Um zu zeigen, dass Anisoscelis alipes generell eine unangenehme Beute ist, wurden in einem weiteren Versuch Küken Grillen und Matador-Wanzen angeboten – für die Jungtiere bisher unbekannte Insekten. Auch hier schienen die Wanzen die Vögel auf unbekannte Weise zu warnen, damit sie sich fernhielten. Wenn die Küken dennoch angriffen, zeigten sie deutlich, dass ihnen die Wanzen nicht schmeckten: Sie schüttelten den Kopf und weigerten sich in der Regel, eine weitere Wanze zu fressen. Ganz anders bei den Grillen: Diese wurden sowohl bereitwillig angegriffen als auch begeistert verspeist.

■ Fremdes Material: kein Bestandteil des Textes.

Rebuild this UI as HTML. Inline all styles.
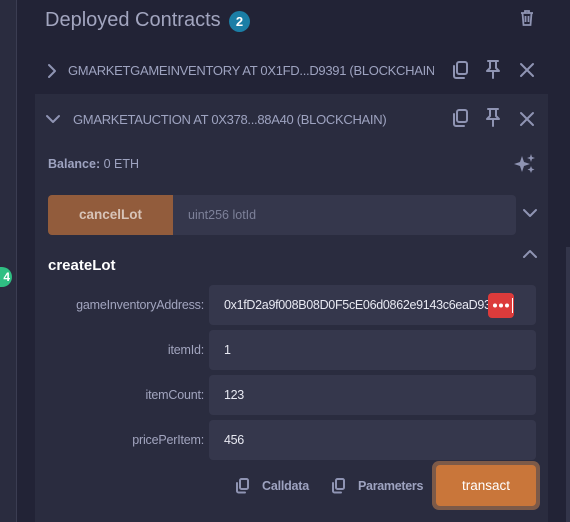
<!DOCTYPE html>
<html><head><style>
*{box-sizing:border-box;margin:0;padding:0}
body{width:570px;height:522px;background:#222336;font-family:"Liberation Sans",sans-serif;position:relative;overflow:hidden}
.a{position:absolute}
.lbl{position:absolute;right:366px;font-size:12.5px;letter-spacing:-0.2px;color:#a2a5bf;text-align:right;width:180px}
.inp{position:absolute;left:209px;width:327px;height:40px;background:#35374c;border-radius:4px;color:#e8e9f2;font-size:12.5px;letter-spacing:-0.3px;line-height:40px;padding-left:15px}
.ico{stroke:#8f94b3;fill:none;stroke-width:2;stroke-linecap:round;stroke-linejoin:round}
.up{font-size:13px;letter-spacing:-0.3px;color:#9ea3c0;white-space:nowrap;overflow:hidden}
</style></head><body>
<div class="a" style="left:0;top:0;width:16px;height:522px;background:#2a2c3f"></div>
<div class="a" style="left:16px;top:0;width:1px;height:522px;background:#3b3d52"></div>
<div class="a" style="left:0;top:267px;width:12px;height:20px;border-radius:0 10px 10px 0;background:#2fbf83;color:#fff;font-size:12px;font-weight:bold;line-height:20px;text-align:right;padding-right:2px">4</div>
<div class="a" style="left:566px;top:247px;width:4px;height:275px;background:#33354a"></div>

<div class="a" style="left:45px;top:9px;font-size:20px;color:#a2a5bf">Deployed Contracts</div>
<div class="a" style="left:229px;top:11px;width:21px;height:21px;border-radius:50%;background:#1b7ea6;color:#fff;font-size:13px;font-weight:bold;text-align:center;line-height:21px">2</div>
<svg class="a" style="left:519px;top:9px" width="16" height="18" viewBox="0 0 16 18"><path d="M2 4h12M6 4V2h4v2M3.5 4l1 12h7l1-12M6.5 7v6M9.5 7v6" stroke="#8f94b3" stroke-width="1.8" fill="none"/></svg>

<svg class="a" style="left:46px;top:63px" width="12" height="16"><path d="M3 2l6 6-6 6" class="ico" stroke-width="2.2"/></svg>
<div class="a up" style="left:68px;top:63px;width:366px">GMARKETGAMEINVENTORY AT 0X1FD...D9391 (BLOCKCHAIN)</div>

<div class="a" style="left:35px;top:94px;width:513px;height:428px;background:#2a2c3f"></div>
<svg class="a" style="left:45px;top:113px" width="16" height="12"><path d="M2 3l6 6 6-6" class="ico" stroke-width="2.2"/></svg>
<div class="a up" style="left:73px;top:112px">GMARKETAUCTION AT 0X378...88A40 (BLOCKCHAIN)</div>

<svg class="a" style="left:451px;top:60px" width="18" height="20" viewBox="0 0 18 20"><rect x="6" y="2" width="10" height="12" rx="2" class="ico" stroke-width="1.8"/><path d="M3 6v10a2 2 0 0 0 2 2h8" class="ico" stroke-width="1.8"/></svg>
<svg class="a" style="left:485px;top:59px" width="16" height="20" viewBox="0 0 16 20"><path d="M3 2h10M5 2v7L2 12h12l-3-3V2M8 12v7" class="ico" stroke-width="1.8"/></svg>
<svg class="a" style="left:519px;top:62px" width="16" height="16"><path d="M2 2l12 12M14 2L2 14" class="ico" stroke-width="2.4"/></svg>
<svg class="a" style="left:451px;top:108px" width="18" height="20" viewBox="0 0 18 20"><rect x="6" y="2" width="10" height="12" rx="2" class="ico" stroke-width="1.8"/><path d="M3 6v10a2 2 0 0 0 2 2h8" class="ico" stroke-width="1.8"/></svg>
<svg class="a" style="left:485px;top:107px" width="16" height="20" viewBox="0 0 16 20"><path d="M3 2h10M5 2v7L2 12h12l-3-3V2M8 12v7" class="ico" stroke-width="1.8"/></svg>
<svg class="a" style="left:519px;top:111px" width="16" height="16"><path d="M2 2l12 12M14 2L2 14" class="ico" stroke-width="2.4"/></svg>

<div class="a" style="left:48px;top:157px;font-size:12.5px;color:#9ea3c0"><b>Balance:</b> 0 ETH</div>
<svg class="a" style="left:514px;top:153px" width="22" height="22" viewBox="0 0 22 22" fill="#8f94b3"><path d="M8 3l2 6 6 2-6 2-2 6-2-6-6-2 6-2z"/><path d="M17 1l1 3 3 1-3 1-1 3-1-3-3-1 3-1z"/><path d="M17 13l1 2.5 2.5 1-2.5 1-1 2.5-1-2.5-2.5-1 2.5-1z"/></svg>

<div class="a" style="left:48px;top:195px;width:125px;height:40px;background:#925c3c;border-radius:4px 0 0 4px;color:#d8c4b8;font-size:13.5px;font-weight:bold;text-align:center;line-height:40px">cancelLot</div>
<div class="a" style="left:173px;top:195px;width:343px;height:40px;background:#35374c;border-radius:0 4px 4px 0;color:#7d8199;font-size:12.5px;line-height:40px;padding-left:15px">uint256 lotId</div>
<svg class="a" style="left:522px;top:207px" width="16" height="12"><path d="M2 3l6 6 6-6" class="ico" stroke-width="2.2"/></svg>
<svg class="a" style="left:522px;top:248px" width="16" height="12"><path d="M2 9l6-6 6 6" class="ico" stroke-width="2.2"/></svg>

<div class="a" style="left:48px;top:257px;font-size:15px;font-weight:bold;color:#fff">createLot</div>

<div class="lbl" style="top:298px">gameInventoryAddress:</div>
<div class="inp" style="top:285px;overflow:hidden;white-space:nowrap">0x1fD2a9f008B08D0F5cE06d0862e9143c6eaD93</div>
<div class="a" style="left:488px;top:293px;width:26px;height:25px;background:#dc3b3b;border-radius:4px"></div>
<svg class="a" style="left:488px;top:293px" width="26" height="25"><circle cx="7" cy="12.5" r="2" fill="#fff"/><circle cx="13" cy="12.5" r="2" fill="#fff"/><circle cx="19" cy="12.5" r="2" fill="#fff"/></svg>
<div class="a" style="left:512px;top:298px;width:1px;height:15px;background:#fff"></div>

<div class="lbl" style="top:343px">itemId:</div>
<div class="inp" style="top:330px">1</div>
<div class="lbl" style="top:388px">itemCount:</div>
<div class="inp" style="top:375px">123</div>
<div class="lbl" style="top:433px">pricePerItem:</div>
<div class="inp" style="top:420px">456</div>

<svg class="a" style="left:235px;top:478px" width="14" height="16" viewBox="0 0 14 16"><rect x="5" y="1" width="8" height="10" rx="1.5" class="ico" stroke-width="1.5"/><path d="M2 5v8a1.5 1.5 0 0 0 1.5 1.5H10" class="ico" stroke-width="1.5"/></svg>
<div class="a" style="left:262px;top:479px;font-size:12.5px;letter-spacing:-0.2px;font-weight:bold;color:#9ea3c0">Calldata</div>
<svg class="a" style="left:331px;top:478px" width="14" height="16" viewBox="0 0 14 16"><rect x="5" y="1" width="8" height="10" rx="1.5" class="ico" stroke-width="1.5"/><path d="M2 5v8a1.5 1.5 0 0 0 1.5 1.5H10" class="ico" stroke-width="1.5"/></svg>
<div class="a" style="left:358px;top:479px;font-size:12.5px;letter-spacing:-0.3px;font-weight:bold;color:#9ea3c0">Parameters</div>

<div class="a" style="left:432px;top:461px;width:108px;height:49px;background:#7d5a48;border-radius:7px"></div>
<div class="a" style="left:436px;top:465px;width:100px;height:41px;background:#c9763a;border-radius:4px;color:#fff;font-size:13.5px;text-align:center;line-height:41px">transact</div>
</body></html>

Die Studie kommt zu dem Schluss, dass die Fähnchen den Vögeln signalisieren, dass Anisoscelis alipes keine leckere oder sichere Wahl ist. Die auffälligen Merkmale seien jedoch wahrscheinlich nur ein Teil einer komplexen Verteidigungsstrategie der Wanze, die sich im Laufe der Zeit entwickelt habe, um das Insekt vor dem Verzehr durch Vögel zu schützen.